** Aim of the exercise **
Repeat the material below word for word and leave out all pictures.

+ + + + +

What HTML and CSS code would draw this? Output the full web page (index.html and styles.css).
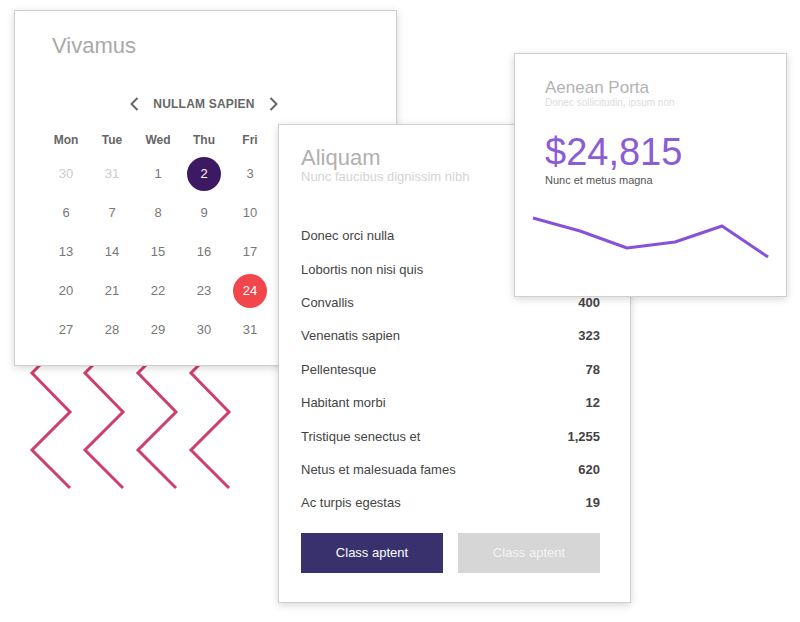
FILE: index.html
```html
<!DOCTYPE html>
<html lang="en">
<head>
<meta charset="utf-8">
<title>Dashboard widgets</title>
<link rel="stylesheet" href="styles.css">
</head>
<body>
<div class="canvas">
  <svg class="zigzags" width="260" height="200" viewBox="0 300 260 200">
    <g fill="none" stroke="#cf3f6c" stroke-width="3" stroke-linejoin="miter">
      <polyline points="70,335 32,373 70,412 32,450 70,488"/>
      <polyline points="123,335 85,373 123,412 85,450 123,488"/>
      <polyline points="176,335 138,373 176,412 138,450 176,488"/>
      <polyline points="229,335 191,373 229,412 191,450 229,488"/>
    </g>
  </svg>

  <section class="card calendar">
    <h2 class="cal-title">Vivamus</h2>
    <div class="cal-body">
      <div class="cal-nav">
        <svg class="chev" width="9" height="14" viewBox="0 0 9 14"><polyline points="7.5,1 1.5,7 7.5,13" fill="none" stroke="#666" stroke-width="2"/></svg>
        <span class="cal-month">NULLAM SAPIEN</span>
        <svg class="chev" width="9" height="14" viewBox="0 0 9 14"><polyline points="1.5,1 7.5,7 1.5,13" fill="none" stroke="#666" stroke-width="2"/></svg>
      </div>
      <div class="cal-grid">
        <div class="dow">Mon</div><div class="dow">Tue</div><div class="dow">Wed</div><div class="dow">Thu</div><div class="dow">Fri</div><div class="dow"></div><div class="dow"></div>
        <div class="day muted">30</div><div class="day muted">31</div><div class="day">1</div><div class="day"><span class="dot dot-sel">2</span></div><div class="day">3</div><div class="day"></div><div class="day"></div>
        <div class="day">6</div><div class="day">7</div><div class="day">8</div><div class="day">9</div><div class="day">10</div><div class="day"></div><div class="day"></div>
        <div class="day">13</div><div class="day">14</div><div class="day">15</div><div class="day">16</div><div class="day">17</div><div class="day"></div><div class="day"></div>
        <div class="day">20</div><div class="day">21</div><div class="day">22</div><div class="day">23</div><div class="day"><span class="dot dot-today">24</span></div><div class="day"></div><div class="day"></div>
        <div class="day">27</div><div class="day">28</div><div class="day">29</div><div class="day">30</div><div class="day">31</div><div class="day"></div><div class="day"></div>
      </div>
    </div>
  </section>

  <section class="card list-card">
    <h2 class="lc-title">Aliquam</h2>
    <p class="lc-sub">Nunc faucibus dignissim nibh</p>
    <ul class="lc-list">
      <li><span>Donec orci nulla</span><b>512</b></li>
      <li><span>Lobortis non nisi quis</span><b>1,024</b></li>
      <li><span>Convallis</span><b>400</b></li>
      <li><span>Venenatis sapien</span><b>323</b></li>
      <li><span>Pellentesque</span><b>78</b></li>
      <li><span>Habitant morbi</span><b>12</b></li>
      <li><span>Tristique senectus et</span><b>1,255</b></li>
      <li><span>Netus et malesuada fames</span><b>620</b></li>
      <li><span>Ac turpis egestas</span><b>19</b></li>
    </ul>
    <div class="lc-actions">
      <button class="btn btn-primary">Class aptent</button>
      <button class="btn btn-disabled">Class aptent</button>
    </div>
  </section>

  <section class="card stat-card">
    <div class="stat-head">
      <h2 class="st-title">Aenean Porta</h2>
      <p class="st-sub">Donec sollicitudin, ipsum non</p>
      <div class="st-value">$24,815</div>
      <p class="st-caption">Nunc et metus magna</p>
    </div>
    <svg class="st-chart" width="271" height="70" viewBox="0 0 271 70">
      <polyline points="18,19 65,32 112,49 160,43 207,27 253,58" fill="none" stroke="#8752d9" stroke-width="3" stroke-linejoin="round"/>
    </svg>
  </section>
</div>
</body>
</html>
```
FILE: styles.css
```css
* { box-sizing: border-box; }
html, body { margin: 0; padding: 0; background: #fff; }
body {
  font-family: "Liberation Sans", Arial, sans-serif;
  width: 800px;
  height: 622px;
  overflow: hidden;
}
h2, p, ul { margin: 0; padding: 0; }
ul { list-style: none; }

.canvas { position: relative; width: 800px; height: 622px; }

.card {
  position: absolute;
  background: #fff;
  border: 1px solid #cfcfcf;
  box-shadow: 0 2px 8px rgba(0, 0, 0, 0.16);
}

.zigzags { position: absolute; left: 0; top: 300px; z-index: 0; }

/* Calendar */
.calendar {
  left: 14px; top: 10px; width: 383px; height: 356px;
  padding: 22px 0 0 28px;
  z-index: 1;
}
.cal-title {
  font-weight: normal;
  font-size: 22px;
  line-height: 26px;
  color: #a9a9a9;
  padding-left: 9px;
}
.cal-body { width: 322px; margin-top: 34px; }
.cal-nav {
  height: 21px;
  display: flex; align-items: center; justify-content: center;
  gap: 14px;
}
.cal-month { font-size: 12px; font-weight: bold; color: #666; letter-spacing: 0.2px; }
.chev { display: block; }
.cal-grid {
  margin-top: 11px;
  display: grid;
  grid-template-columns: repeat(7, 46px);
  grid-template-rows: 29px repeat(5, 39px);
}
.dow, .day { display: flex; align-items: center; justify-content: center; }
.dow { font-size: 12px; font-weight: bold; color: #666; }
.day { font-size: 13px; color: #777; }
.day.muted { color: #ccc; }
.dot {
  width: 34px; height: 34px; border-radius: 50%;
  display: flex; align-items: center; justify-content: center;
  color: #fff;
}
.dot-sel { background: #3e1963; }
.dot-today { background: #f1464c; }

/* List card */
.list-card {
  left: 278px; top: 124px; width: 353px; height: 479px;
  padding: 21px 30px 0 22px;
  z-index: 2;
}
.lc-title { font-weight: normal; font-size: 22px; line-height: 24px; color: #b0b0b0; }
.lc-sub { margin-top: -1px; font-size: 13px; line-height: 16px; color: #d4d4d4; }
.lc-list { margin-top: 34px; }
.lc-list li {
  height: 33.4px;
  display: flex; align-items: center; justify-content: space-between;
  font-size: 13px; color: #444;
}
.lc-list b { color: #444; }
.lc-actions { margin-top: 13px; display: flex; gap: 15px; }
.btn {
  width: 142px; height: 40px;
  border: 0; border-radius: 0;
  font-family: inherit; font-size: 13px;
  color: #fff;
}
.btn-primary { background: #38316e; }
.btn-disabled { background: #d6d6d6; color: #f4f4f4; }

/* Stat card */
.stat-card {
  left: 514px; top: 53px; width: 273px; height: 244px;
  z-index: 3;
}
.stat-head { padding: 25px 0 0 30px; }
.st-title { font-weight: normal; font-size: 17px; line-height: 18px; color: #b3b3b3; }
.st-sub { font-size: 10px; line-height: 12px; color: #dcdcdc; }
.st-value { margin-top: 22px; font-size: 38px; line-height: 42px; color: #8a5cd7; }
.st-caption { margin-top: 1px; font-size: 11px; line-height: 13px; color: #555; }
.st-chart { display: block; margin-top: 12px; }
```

+ + + + +

** Written solution **
What HTML and CSS code would draw this? Output the full web page (index.html and styles.css).
FILE: index.html
```html
<!DOCTYPE html>
<html lang="en">
<head>
<meta charset="utf-8">
<title>Dashboard widgets</title>
<link rel="stylesheet" href="styles.css">
</head>
<body>
<div class="canvas">
  <svg class="zigzags" width="260" height="200" viewBox="0 300 260 200">
    <g fill="none" stroke="#cf3f6c" stroke-width="3" stroke-linejoin="miter">
      <polyline points="70,335 32,373 70,412 32,450 70,488"/>
      <polyline points="123,335 85,373 123,412 85,450 123,488"/>
      <polyline points="176,335 138,373 176,412 138,450 176,488"/>
      <polyline points="229,335 191,373 229,412 191,450 229,488"/>
    </g>
  </svg>

  <section class="card calendar">
    <h2 class="cal-title">Vivamus</h2>
    <div class="cal-body">
      <div class="cal-nav">
        <svg class="chev" width="9" height="14" viewBox="0 0 9 14"><polyline points="7.5,1 1.5,7 7.5,13" fill="none" stroke="#666" stroke-width="2"/></svg>
        <span class="cal-month">NULLAM SAPIEN</span>
        <svg class="chev" width="9" height="14" viewBox="0 0 9 14"><polyline points="1.5,1 7.5,7 1.5,13" fill="none" stroke="#666" stroke-width="2"/></svg>
      </div>
      <div class="cal-grid">
        <div class="dow">Mon</div><div class="dow">Tue</div><div class="dow">Wed</div><div class="dow">Thu</div><div class="dow">Fri</div><div class="dow"></div><div class="dow"></div>
        <div class="day muted">30</div><div class="day muted">31</div><div class="day">1</div><div class="day"><span class="dot dot-sel">2</span></div><div class="day">3</div><div class="day"></div><div class="day"></div>
        <div class="day">6</div><div class="day">7</div><div class="day">8</div><div class="day">9</div><div class="day">10</div><div class="day"></div><div class="day"></div>
        <div class="day">13</div><div class="day">14</div><div class="day">15</div><div class="day">16</div><div class="day">17</div><div class="day"></div><div class="day"></div>
        <div class="day">20</div><div class="day">21</div><div class="day">22</div><div class="day">23</div><div class="day"><span class="dot dot-today">24</span></div><div class="day"></div><div class="day"></div>
        <div class="day">27</div><div class="day">28</div><div class="day">29</div><div class="day">30</div><div class="day">31</div><div class="day"></div><div class="day"></div>
      </div>
    </div>
  </section>

  <section class="card list-card">
    <h2 class="lc-title">Aliquam</h2>
    <p class="lc-sub">Nunc faucibus dignissim nibh</p>
    <ul class="lc-list">
      <li><span>Donec orci nulla</span><b>512</b></li>
      <li><span>Lobortis non nisi quis</span><b>1,024</b></li>
      <li><span>Convallis</span><b>400</b></li>
      <li><span>Venenatis sapien</span><b>323</b></li>
      <li><span>Pellentesque</span><b>78</b></li>
      <li><span>Habitant morbi</span><b>12</b></li>
      <li><span>Tristique senectus et</span><b>1,255</b></li>
      <li><span>Netus et malesuada fames</span><b>620</b></li>
      <li><span>Ac turpis egestas</span><b>19</b></li>
    </ul>
    <div class="lc-actions">
      <button class="btn btn-primary">Class aptent</button>
      <button class="btn btn-disabled">Class aptent</button>
    </div>
  </section>

  <section class="card stat-card">
    <div class="stat-head">
      <h2 class="st-title">Aenean Porta</h2>
      <p class="st-sub">Donec sollicitudin, ipsum non</p>
      <div class="st-value">$24,815</div>
      <p class="st-caption">Nunc et metus magna</p>
    </div>
    <svg class="st-chart" width="271" height="70" viewBox="0 0 271 70">
      <polyline points="18,19 65,32 112,49 160,43 207,27 253,58" fill="none" stroke="#8752d9" stroke-width="3" stroke-linejoin="round"/>
    </svg>
  </section>
</div>
</body>
</html>
```
FILE: styles.css
```css
* { box-sizing: border-box; }
html, body { margin: 0; padding: 0; background: #fff; }
body {
  font-family: "Liberation Sans", Arial, sans-serif;
  width: 800px;
  height: 622px;
  overflow: hidden;
}
h2, p, ul { margin: 0; padding: 0; }
ul { list-style: none; }

.canvas { position: relative; width: 800px; height: 622px; }

.card {
  position: absolute;
  background: #fff;
  border: 1px solid #cfcfcf;
  box-shadow: 0 2px 8px rgba(0, 0, 0, 0.16);
}

.zigzags { position: absolute; left: 0; top: 300px; z-index: 0; }

/* Calendar */
.calendar {
  left: 14px; top: 10px; width: 383px; height: 356px;
  padding: 22px 0 0 28px;
  z-index: 1;
}
.cal-title {
  font-weight: normal;
  font-size: 22px;
  line-height: 26px;
  color: #a9a9a9;
  padding-left: 9px;
}
.cal-body { width: 322px; margin-top: 34px; }
.cal-nav {
  height: 21px;
  display: flex; align-items: center; justify-content: center;
  gap: 14px;
}
.cal-month { font-size: 12px; font-weight: bold; color: #666; letter-spacing: 0.2px; }
.chev { display: block; }
.cal-grid {
  margin-top: 11px;
  display: grid;
  grid-template-columns: repeat(7, 46px);
  grid-template-rows: 29px repeat(5, 39px);
}
.dow, .day { display: flex; align-items: center; justify-content: center; }
.dow { font-size: 12px; font-weight: bold; color: #666; }
.day { font-size: 13px; color: #777; }
.day.muted { color: #ccc; }
.dot {
  width: 34px; height: 34px; border-radius: 50%;
  display: flex; align-items: center; justify-content: center;
  color: #fff;
}
.dot-sel { background: #3e1963; }
.dot-today { background: #f1464c; }

/* List card */
.list-card {
  left: 278px; top: 124px; width: 353px; height: 479px;
  padding: 21px 30px 0 22px;
  z-index: 2;
}
.lc-title { font-weight: normal; font-size: 22px; line-height: 24px; color: #b0b0b0; }
.lc-sub { margin-top: -1px; font-size: 13px; line-height: 16px; color: #d4d4d4; }
.lc-list { margin-top: 34px; }
.lc-list li {
  height: 33.4px;
  display: flex; align-items: center; justify-content: space-between;
  font-size: 13px; color: #444;
}
.lc-list b { color: #444; }
.lc-actions { margin-top: 13px; display: flex; gap: 15px; }
.btn {
  width: 142px; height: 40px;
  border: 0; border-radius: 0;
  font-family: inherit; font-size: 13px;
  color: #fff;
}
.btn-primary { background: #38316e; }
.btn-disabled { background: #d6d6d6; color: #f4f4f4; }

/* Stat card */
.stat-card {
  left: 514px; top: 53px; width: 273px; height: 244px;
  z-index: 3;
}
.stat-head { padding: 25px 0 0 30px; }
.st-title { font-weight: normal; font-size: 17px; line-height: 18px; color: #b3b3b3; }
.st-sub { font-size: 10px; line-height: 12px; color: #dcdcdc; }
.st-value { margin-top: 22px; font-size: 38px; line-height: 42px; color: #8a5cd7; }
.st-caption { margin-top: 1px; font-size: 11px; line-height: 13px; color: #555; }
.st-chart { display: block; margin-top: 12px; }
```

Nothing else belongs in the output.